Allah SWT mengikat cinta kepada-Nya dengan ketaatan kepada Rasul-Nya dalam firman-Nya yang masyhur: "Katakanlah (Muhammad), 'Jika kamu (benar-benar) mencintai Allah, ikutilah aku, niscaya Allah mengasihi dan mengampuni dosa-dosamu.' Allah Maha Pengampun lagi Maha Penyayang." (Ali 'Imran: 31). Ayat ini adalah jembatan emas yang menghubungkan rasa syukur dan cinta kepada Allah dengan kewajiban mengikuti Rasulullah. Tidak mungkin seseorang mengaku mencintai Allah dan bersyukur kepada-Nya, sementara ia sengaja mengabaikan dan menentang ajaran utusan-Nya.

Kesimpulan: Fondasi Kehidupan yang Kokoh

"Alhamdulillah" dan "Muhammad Rasulullah" adalah dua sayap yang membawa seorang mukmin terbang menuju keridhaan Tuhannya. "Alhamdulillah" adalah mesin penggerak internal, sumber energi spiritual yang lahir dari kesadaran akan nikmat dan keagungan Allah. Ia melahirkan optimisme, ketenangan, dan jiwa yang besar. Sementara "Muhammad Rasulullah" adalah kompas dan sistem navigasi, penunjuk arah yang pasti agar perjalanan spiritual tidak tersesat. Ia memberikan kerangka kerja, metode, dan teladan praktis tentang bagaimana menjalani kehidupan yang diridhai.

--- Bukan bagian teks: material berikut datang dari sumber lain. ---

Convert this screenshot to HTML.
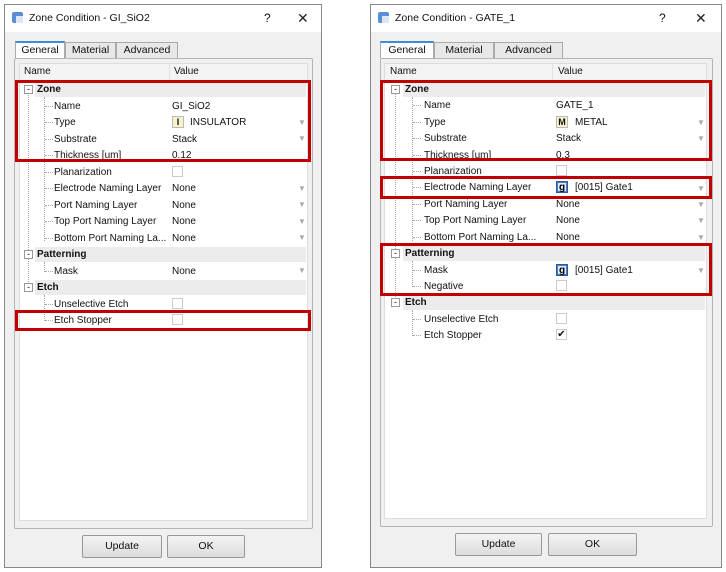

Seorang muslim yang menghayati kedua kalimat ini akan memiliki pandangan hidup yang seimbang. Hatinya tertambat kepada Allah dalam syukur yang tak berkesudahan, sementara akal dan raganya bergerak di dunia mengikuti jejak langkah manusia paling mulia yang pernah ada. Ia akan menjadi pribadi yang bersyukur dalam kelapangan, sabar dalam kesempitan, adil dalam keputusan, dan penuh kasih dalam pergaulan. Kehidupannya menjadi sebuah simfoni indah antara pengagungan kepada Sang Pencipta dan peneladanan kepada sang utusan. Inilah esensi dari Islam itu sendiri: berserah diri kepada Allah dengan tauhid, tunduk kepada-Nya dengan ketaatan, dan membersihkan diri dari syirik, yang semuanya terangkum dalam getaran lisan dan keyakinan hati atas "Alhamdulillah" dan "Muhammad Rasulullah".